Given information:
>> begin
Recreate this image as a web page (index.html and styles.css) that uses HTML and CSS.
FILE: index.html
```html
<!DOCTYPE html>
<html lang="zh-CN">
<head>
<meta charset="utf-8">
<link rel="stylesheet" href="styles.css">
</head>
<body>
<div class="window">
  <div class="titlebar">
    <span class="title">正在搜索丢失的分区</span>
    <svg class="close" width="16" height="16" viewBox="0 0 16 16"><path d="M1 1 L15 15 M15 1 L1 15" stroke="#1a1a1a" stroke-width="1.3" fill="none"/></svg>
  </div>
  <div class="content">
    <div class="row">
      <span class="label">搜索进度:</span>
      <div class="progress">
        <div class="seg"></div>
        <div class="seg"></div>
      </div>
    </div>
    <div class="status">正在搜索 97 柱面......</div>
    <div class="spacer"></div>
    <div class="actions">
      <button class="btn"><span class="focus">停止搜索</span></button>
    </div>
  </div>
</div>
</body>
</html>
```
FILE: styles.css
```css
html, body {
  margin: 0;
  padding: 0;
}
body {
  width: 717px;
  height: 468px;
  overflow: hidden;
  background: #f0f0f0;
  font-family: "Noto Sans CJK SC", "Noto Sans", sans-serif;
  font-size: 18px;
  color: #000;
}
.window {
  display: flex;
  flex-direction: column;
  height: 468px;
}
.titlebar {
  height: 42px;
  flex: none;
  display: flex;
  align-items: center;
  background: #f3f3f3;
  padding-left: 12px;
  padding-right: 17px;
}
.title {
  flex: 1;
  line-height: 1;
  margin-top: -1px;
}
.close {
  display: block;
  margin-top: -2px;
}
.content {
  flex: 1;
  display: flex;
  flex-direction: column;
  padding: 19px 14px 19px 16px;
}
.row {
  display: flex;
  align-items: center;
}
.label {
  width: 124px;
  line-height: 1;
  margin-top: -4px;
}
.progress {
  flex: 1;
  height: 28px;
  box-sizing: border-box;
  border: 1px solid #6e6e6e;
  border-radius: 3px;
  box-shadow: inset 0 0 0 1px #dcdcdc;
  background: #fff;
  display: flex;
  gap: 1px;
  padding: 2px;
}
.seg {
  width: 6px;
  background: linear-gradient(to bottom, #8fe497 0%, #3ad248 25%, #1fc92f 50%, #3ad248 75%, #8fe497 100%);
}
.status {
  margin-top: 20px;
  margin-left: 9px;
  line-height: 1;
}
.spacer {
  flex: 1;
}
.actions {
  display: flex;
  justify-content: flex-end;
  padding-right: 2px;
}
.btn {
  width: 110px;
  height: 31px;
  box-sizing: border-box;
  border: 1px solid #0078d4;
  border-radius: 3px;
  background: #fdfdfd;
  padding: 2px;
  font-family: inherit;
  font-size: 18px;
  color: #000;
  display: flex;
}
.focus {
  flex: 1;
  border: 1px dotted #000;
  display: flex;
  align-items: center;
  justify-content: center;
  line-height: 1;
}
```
>> end
Task to carry out: Working from the material above, retype it in its entirety without change.

Complete answer:
Recreate this image as a web page (index.html and styles.css) that uses HTML and CSS.
FILE: index.html
```html
<!DOCTYPE html>
<html lang="zh-CN">
<head>
<meta charset="utf-8">
<link rel="stylesheet" href="styles.css">
</head>
<body>
<div class="window">
  <div class="titlebar">
    <span class="title">正在搜索丢失的分区</span>
    <svg class="close" width="16" height="16" viewBox="0 0 16 16"><path d="M1 1 L15 15 M15 1 L1 15" stroke="#1a1a1a" stroke-width="1.3" fill="none"/></svg>
  </div>
  <div class="content">
    <div class="row">
      <span class="label">搜索进度:</span>
      <div class="progress">
        <div class="seg"></div>
        <div class="seg"></div>
      </div>
    </div>
    <div class="status">正在搜索 97 柱面......</div>
    <div class="spacer"></div>
    <div class="actions">
      <button class="btn"><span class="focus">停止搜索</span></button>
    </div>
  </div>
</div>
</body>
</html>
```
FILE: styles.css
```css
html, body {
  margin: 0;
  padding: 0;
}
body {
  width: 717px;
  height: 468px;
  overflow: hidden;
  background: #f0f0f0;
  font-family: "Noto Sans CJK SC", "Noto Sans", sans-serif;
  font-size: 18px;
  color: #000;
}
.window {
  display: flex;
  flex-direction: column;
  height: 468px;
}
.titlebar {
  height: 42px;
  flex: none;
  display: flex;
  align-items: center;
  background: #f3f3f3;
  padding-left: 12px;
  padding-right: 17px;
}
.title {
  flex: 1;
  line-height: 1;
  margin-top: -1px;
}
.close {
  display: block;
  margin-top: -2px;
}
.content {
  flex: 1;
  display: flex;
  flex-direction: column;
  padding: 19px 14px 19px 16px;
}
.row {
  display: flex;
  align-items: center;
}
.label {
  width: 124px;
  line-height: 1;
  margin-top: -4px;
}
.progress {
  flex: 1;
  height: 28px;
  box-sizing: border-box;
  border: 1px solid #6e6e6e;
  border-radius: 3px;
  box-shadow: inset 0 0 0 1px #dcdcdc;
  background: #fff;
  display: flex;
  gap: 1px;
  padding: 2px;
}
.seg {
  width: 6px;
  background: linear-gradient(to bottom, #8fe497 0%, #3ad248 25%, #1fc92f 50%, #3ad248 75%, #8fe497 100%);
}
.status {
  margin-top: 20px;
  margin-left: 9px;
  line-height: 1;
}
.spacer {
  flex: 1;
}
.actions {
  display: flex;
  justify-content: flex-end;
  padding-right: 2px;
}
.btn {
  width: 110px;
  height: 31px;
  box-sizing: border-box;
  border: 1px solid #0078d4;
  border-radius: 3px;
  background: #fdfdfd;
  padding: 2px;
  font-family: inherit;
  font-size: 18px;
  color: #000;
  display: flex;
}
.focus {
  flex: 1;
  border: 1px dotted #000;
  display: flex;
  align-items: center;
  justify-content: center;
  line-height: 1;
}
```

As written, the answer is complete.